Do this
Wherever the string "screenshot" appears in a line, extract that line.

A run of records:

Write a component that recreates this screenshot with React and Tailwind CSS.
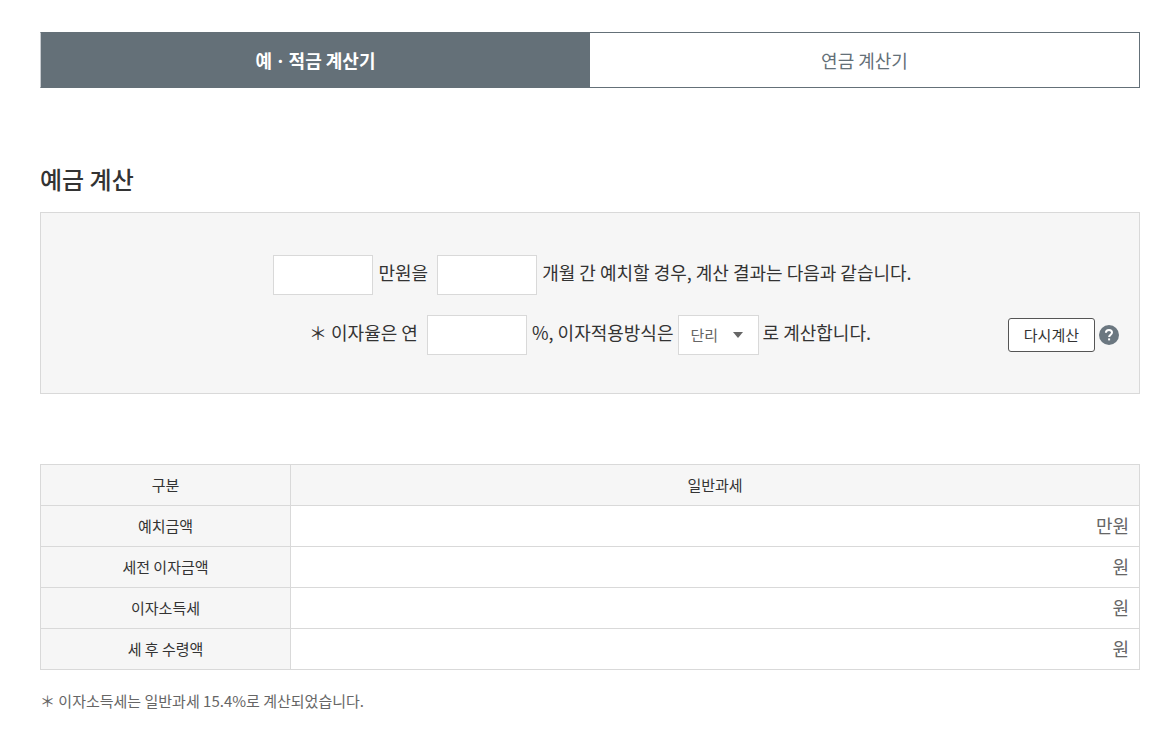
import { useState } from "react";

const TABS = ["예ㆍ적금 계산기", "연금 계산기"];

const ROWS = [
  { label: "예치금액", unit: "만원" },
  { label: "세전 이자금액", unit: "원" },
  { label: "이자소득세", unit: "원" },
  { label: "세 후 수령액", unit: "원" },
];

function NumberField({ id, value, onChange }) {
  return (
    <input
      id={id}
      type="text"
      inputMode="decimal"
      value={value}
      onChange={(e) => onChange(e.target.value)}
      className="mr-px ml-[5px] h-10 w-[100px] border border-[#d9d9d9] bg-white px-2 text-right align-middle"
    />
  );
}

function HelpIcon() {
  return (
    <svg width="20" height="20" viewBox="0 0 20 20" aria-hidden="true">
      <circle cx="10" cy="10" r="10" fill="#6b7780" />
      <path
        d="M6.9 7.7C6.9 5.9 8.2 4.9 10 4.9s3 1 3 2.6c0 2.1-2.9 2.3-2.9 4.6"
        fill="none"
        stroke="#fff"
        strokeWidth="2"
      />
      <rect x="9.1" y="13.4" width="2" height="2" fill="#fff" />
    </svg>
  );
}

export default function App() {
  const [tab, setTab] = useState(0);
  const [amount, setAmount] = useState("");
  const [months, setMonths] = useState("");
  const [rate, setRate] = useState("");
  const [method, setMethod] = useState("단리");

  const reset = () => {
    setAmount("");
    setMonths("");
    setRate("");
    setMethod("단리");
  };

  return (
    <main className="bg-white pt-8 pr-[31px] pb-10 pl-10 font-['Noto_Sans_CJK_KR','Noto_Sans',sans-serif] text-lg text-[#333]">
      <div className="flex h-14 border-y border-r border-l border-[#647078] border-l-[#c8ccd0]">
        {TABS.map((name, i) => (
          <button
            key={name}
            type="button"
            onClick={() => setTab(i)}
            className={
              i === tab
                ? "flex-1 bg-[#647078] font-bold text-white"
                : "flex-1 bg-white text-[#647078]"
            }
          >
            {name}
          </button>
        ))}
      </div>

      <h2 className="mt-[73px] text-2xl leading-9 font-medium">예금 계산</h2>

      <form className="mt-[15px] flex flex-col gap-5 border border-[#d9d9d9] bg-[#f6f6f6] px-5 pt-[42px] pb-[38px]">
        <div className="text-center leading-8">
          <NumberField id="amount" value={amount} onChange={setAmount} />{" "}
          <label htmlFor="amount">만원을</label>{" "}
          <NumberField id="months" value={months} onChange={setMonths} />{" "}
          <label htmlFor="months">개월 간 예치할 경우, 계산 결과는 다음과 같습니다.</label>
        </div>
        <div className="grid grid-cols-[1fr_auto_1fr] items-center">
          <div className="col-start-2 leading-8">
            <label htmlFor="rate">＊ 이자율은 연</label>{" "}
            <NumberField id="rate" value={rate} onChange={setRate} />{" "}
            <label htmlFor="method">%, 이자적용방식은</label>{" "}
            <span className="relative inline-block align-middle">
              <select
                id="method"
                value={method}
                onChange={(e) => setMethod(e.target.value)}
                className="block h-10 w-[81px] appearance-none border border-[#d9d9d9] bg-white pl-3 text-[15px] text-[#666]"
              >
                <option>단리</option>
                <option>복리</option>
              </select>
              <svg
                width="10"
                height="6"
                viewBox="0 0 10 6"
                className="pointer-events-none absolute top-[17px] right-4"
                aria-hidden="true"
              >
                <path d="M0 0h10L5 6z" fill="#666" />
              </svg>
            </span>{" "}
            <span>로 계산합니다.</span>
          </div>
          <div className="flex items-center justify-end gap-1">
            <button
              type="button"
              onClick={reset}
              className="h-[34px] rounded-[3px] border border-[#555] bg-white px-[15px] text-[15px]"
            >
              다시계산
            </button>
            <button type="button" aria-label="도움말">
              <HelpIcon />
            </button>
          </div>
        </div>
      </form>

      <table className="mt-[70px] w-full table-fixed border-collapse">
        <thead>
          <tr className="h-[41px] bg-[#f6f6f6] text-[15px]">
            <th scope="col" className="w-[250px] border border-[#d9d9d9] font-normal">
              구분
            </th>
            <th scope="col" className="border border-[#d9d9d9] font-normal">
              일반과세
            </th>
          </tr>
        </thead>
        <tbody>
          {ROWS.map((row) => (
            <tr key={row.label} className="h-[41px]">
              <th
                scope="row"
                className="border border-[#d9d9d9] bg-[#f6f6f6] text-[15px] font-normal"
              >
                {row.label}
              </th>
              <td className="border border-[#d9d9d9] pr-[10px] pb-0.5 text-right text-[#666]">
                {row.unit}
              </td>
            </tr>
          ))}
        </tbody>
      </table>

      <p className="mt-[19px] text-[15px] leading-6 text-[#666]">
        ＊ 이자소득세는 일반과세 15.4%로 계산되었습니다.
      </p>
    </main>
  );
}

---

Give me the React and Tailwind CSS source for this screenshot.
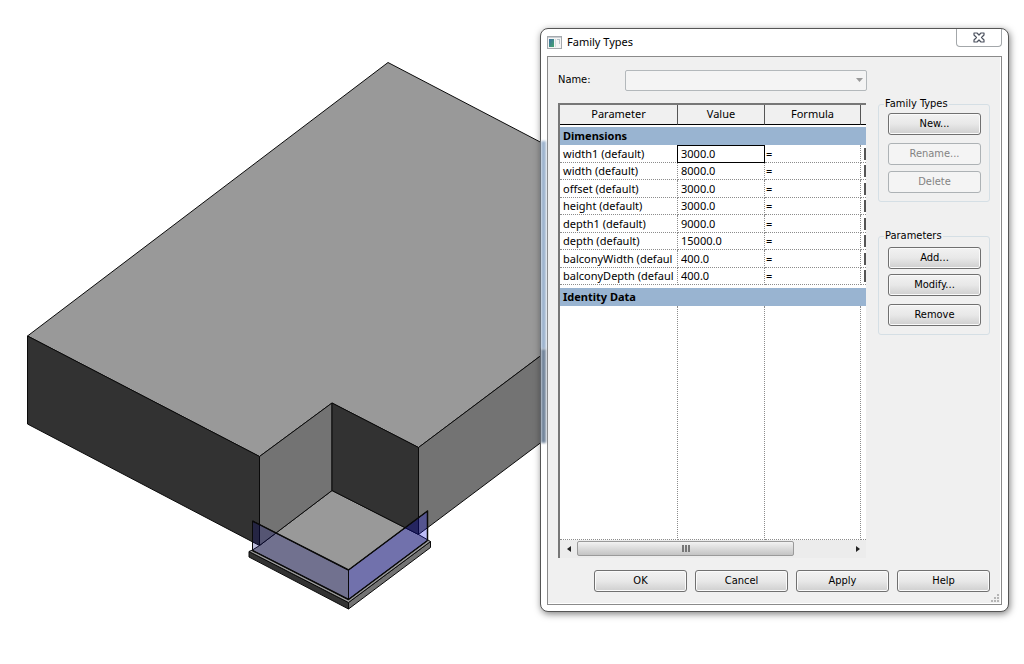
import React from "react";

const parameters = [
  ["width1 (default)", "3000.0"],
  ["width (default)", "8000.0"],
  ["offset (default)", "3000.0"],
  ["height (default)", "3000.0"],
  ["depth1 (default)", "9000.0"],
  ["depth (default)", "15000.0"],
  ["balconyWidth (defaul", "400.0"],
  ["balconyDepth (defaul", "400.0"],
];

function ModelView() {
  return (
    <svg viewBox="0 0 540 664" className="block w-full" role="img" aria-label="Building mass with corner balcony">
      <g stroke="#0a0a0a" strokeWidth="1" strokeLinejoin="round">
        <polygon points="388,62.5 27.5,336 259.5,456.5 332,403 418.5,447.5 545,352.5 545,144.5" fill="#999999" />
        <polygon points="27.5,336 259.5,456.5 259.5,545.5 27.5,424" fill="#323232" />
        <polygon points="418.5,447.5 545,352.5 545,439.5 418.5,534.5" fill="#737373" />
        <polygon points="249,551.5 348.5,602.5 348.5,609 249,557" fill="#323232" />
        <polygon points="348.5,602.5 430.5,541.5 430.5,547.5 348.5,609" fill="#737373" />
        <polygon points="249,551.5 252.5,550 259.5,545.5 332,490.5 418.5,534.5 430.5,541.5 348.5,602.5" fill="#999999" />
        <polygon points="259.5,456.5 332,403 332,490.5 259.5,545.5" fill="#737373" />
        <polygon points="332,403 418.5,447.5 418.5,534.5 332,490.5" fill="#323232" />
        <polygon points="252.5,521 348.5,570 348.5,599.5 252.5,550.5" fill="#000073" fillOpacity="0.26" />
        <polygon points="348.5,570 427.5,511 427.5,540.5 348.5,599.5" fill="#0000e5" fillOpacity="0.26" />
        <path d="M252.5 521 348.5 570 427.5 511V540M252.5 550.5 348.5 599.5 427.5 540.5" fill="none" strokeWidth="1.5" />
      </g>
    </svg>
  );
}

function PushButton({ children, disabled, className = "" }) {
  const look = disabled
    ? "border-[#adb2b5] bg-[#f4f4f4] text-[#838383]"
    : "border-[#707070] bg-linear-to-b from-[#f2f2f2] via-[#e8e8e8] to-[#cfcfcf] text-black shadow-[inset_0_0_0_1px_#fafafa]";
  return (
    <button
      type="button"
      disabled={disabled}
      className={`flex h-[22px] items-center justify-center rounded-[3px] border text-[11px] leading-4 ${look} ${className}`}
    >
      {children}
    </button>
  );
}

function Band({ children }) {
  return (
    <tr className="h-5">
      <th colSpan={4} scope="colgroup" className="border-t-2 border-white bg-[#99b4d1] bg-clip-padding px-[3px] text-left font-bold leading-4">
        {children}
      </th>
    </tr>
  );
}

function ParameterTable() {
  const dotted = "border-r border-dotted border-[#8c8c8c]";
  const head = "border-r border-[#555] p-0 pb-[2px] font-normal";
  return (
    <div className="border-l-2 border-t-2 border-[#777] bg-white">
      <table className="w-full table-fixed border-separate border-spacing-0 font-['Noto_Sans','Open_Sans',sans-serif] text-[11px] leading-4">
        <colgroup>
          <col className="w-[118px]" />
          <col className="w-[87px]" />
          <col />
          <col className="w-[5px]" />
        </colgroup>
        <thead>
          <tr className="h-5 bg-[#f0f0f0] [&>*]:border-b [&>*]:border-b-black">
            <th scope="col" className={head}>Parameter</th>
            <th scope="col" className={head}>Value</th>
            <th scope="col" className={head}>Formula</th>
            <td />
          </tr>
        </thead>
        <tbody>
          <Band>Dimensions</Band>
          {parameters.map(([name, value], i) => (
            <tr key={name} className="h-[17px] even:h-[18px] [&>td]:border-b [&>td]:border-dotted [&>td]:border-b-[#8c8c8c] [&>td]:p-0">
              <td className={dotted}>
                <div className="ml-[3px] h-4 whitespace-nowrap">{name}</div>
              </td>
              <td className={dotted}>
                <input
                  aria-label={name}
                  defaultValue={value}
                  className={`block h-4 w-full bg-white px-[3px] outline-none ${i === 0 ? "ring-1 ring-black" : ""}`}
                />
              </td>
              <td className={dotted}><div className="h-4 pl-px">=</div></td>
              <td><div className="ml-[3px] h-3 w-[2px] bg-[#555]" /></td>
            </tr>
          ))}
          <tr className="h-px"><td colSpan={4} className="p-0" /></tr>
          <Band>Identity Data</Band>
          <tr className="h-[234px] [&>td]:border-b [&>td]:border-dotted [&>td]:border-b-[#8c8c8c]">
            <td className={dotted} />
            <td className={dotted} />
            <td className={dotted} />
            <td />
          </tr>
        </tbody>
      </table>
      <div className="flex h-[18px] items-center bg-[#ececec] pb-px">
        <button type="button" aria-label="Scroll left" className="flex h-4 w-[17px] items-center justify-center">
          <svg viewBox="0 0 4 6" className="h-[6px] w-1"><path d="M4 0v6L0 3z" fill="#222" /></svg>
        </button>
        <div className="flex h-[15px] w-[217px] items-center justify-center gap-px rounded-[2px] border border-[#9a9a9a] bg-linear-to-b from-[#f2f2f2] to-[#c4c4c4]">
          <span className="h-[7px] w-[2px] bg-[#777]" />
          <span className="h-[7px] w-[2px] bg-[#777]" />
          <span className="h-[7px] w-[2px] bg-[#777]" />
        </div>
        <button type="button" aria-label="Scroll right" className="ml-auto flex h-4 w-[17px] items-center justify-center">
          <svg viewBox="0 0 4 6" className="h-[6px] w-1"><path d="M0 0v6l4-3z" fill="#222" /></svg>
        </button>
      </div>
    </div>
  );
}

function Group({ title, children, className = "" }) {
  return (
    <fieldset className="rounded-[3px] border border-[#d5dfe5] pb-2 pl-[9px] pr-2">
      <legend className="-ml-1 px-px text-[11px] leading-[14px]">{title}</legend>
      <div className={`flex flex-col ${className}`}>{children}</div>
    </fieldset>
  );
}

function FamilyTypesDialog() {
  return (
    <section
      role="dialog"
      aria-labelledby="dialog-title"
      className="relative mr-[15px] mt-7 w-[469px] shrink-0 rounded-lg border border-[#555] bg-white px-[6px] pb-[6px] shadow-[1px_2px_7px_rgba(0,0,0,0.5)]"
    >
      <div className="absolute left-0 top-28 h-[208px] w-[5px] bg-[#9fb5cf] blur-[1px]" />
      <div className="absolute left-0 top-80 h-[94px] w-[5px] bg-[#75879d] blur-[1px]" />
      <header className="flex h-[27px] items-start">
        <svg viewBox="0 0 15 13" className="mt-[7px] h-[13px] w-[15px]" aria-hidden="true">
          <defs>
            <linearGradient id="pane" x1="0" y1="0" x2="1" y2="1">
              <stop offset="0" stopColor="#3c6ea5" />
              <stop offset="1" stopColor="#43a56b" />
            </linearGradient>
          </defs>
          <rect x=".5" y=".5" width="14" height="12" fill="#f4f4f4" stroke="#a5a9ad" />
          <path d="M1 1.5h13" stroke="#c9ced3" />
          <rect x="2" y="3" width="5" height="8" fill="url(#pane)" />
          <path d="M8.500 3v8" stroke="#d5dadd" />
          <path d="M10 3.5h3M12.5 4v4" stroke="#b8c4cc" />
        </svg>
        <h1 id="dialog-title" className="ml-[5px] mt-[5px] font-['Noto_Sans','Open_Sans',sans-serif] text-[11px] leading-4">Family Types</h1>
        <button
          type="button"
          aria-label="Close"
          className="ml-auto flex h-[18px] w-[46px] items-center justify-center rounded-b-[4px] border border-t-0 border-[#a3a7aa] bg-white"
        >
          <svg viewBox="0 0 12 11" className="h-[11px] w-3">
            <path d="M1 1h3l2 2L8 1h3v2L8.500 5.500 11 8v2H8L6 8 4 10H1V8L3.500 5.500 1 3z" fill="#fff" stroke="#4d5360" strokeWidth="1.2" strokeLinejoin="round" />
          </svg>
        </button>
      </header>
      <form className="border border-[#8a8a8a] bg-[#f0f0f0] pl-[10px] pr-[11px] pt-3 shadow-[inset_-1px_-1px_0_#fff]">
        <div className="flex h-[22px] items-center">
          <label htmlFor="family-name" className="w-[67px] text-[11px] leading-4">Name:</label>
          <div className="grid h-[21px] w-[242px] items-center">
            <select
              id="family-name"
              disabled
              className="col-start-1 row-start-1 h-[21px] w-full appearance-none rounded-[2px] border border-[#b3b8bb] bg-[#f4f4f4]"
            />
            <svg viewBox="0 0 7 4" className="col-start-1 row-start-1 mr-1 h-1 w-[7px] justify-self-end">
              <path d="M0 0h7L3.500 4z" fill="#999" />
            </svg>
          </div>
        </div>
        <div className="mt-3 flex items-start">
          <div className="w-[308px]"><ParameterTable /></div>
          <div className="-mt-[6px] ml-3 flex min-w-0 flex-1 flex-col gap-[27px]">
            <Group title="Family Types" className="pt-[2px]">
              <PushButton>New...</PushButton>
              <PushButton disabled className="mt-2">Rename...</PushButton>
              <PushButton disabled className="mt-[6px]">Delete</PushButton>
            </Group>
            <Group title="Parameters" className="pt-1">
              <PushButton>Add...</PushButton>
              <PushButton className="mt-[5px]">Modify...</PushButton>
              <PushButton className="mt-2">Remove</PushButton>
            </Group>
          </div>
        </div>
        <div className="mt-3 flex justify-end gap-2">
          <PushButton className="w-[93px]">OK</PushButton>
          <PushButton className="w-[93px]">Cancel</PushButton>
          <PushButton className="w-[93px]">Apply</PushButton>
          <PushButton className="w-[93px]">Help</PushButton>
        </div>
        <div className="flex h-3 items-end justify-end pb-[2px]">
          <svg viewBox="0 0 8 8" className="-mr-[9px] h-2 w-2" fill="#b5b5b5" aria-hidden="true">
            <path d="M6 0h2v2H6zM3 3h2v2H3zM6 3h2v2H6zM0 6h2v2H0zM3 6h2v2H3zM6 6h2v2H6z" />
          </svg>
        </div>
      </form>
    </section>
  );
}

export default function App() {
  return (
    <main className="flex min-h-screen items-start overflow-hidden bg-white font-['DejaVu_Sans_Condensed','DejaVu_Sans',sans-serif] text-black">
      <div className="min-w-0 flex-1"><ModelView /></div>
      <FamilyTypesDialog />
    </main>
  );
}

Response to the exercise
Write a component that recreates this screenshot with React and Tailwind CSS.
Give me the React and Tailwind CSS source for this screenshot.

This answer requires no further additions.